You also have a depth-damage function for the fraction of the home’s value which is damaged at varying flood depths:
\[d(h) = \mathbb{I}[h > 0] \frac{1}{1+\exp(-k(x-x_0))},\]
where \(k=1.25\) and \(x_0=2\)1. The graph of this function is given in the figure below.
1 As a reminder, the indicator function \(\mathbb{I}[h > 0]\) is \(0\) when the condition is not satisfied (in this case, when \(h=0\)) and \(1\) when it is satisfied.
Depth-damage function in Problems 2 and 3.
In this problem, you will need to calculate the net present value (NPV) of flooding damages, which converts damages over time to a present value using a discount rate2 For example, if your discount rate is 4%, a dollar next year is worth the equivalent of about 96 cents today. More generally, with a discount rate of \(\gamma\) (as a decimal), a dollar of benefits in \(t\) years is worth \(\$(1-\gamma)^t\) today.

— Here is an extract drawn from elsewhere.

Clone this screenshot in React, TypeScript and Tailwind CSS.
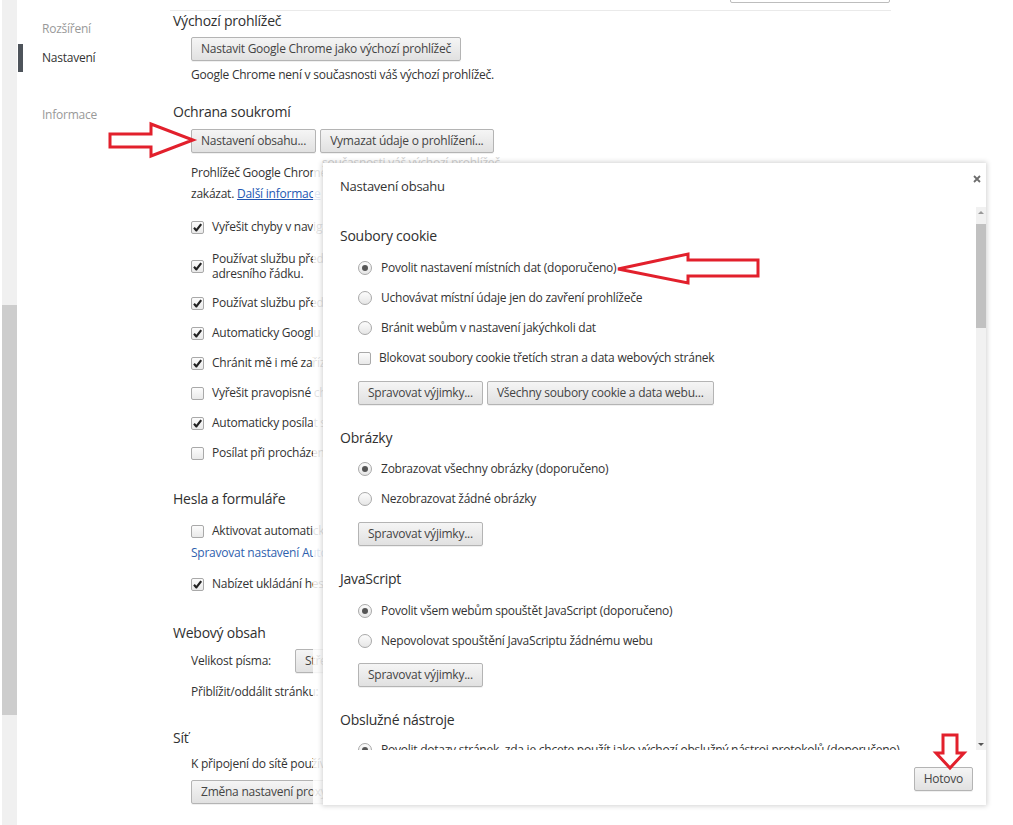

2 Discount rates reduce future monetary values to reflect the time-value of money; that is, you would rather have a bit less money today than none today and more next year, as you could save or invest that money. The actual choice of discount rates is the subject of much economic theory and plays an important role in environmental decision-making, particularly for multi-generational investments such as climate mitigation. For example, with a relatively large discount rate (such as 7%), all costs and benefits after a decade are effectively zero, which means it never appears cost-effective to e.g. reduce fossil fuel emissions.
The NPV of a sequence of money \(x_t\) with discount rate \(\gamma\) is the sum of all of the discounted values, that is,
\[NPV = \sum_{t=0}^T x_t (1-\gamma)^t,\]
where \(T\) is the time horizon. We’ll use a discount rate of 4% in this problem, which is typical for this type of problem, and a design horizon of 30 years.
For this problem, we will assume that the cost of elevating the house \(\Delta h\) m is \(C(\Delta h) = \mathbb{I}[h > 0](100,000 + 2,000\Delta h)\).
Problem 4.1
Fit a GEV distribution to the data in water_depths.csv. Plot a histogram of the data and the fitted distribution. How well does this distribution fit the data?
Problem 4.2
Use Monte Carlo simulation to estimate the NPV of the benefits of elevation levels between 0 and 5m (you don’t have to consider increments finer than 0.5m). What elevation heights pass a cost-benefit test (e.g. the net benefits of elevation (benefits of avoiding flooding minus cost of elevation) are greater than 0)? You can assume that the costs of elevation are all up front (that is, in year 0). What height (including a possible elevation of 0m) maximizes the NPV of net benefits?